Leonen, Gesmundo, Zalameda and Gaerlan, JJ., concur.

Footnotes

1. Rollo , pp. 5-23.

2. Penned by Associate Justice Romulo V. Borja, with Associate Justices Edgardo T.


Lloren and Carmelita Salandanan Manahan, concurring; id. at 36-57.

3. Penned by Associate Justice Romulo V. Borja, with Associate Justices Edgardo T.


Lloren and Melchor Q.C. Sadang, concurring; id. at 32-34.

4. Docketed as Civil Case No. 1460.

5. Records, pp. 6-7.

6. Id. at 28-33.

7. Id. at 1-5.

8. Id. at 15-25.

9. Id. at 92.

10. Id. at 125-130.

11. Id. at 317-325.

12. Id. at 326-330.


13. Id. at 350-353.

14. Rollo , pp. 36-57.

15. Id. at 32-34.

16. Id. at 5-23.

17. Id. at 62-74.

18. BLACK'S LAW DICTIONARY, Sixth Edition, p. 668.

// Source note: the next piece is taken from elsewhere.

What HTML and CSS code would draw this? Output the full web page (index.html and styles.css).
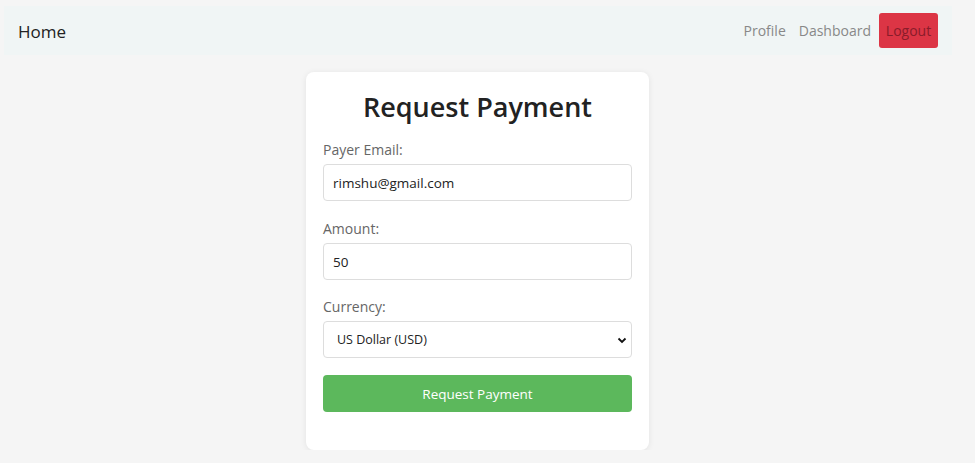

19. See Prieto v. Corpuz , 539 Phil. 65, 72 (2006).

20. Capa v. Court of Appeals, 533 Phil. 691, 702 (2006).

21. Florenz D. Regalado, REMEDIAL LAW COMPENDIUM, Vol. 1, 1999 Ed., pp. 443-
446.

22. Id. at 445-446, citing Sy v. Discaya , 260 Phil. 401 (1990).

23. Villanueva-Ong v. Enrile , G.R. No. 212904, November 22, 2017, 846 SCRA 376,
387-386.

24. Delos Santos v. Papa, 605 Phil. 460, 471 (2009).

25. Id. at 472.

26. 464 Phil. 146 (2004).

27. Id. at 150.

28. Spouses Timado v. Rural Bank of San Jose, Inc., 789 Phil. 453, 460 (2016).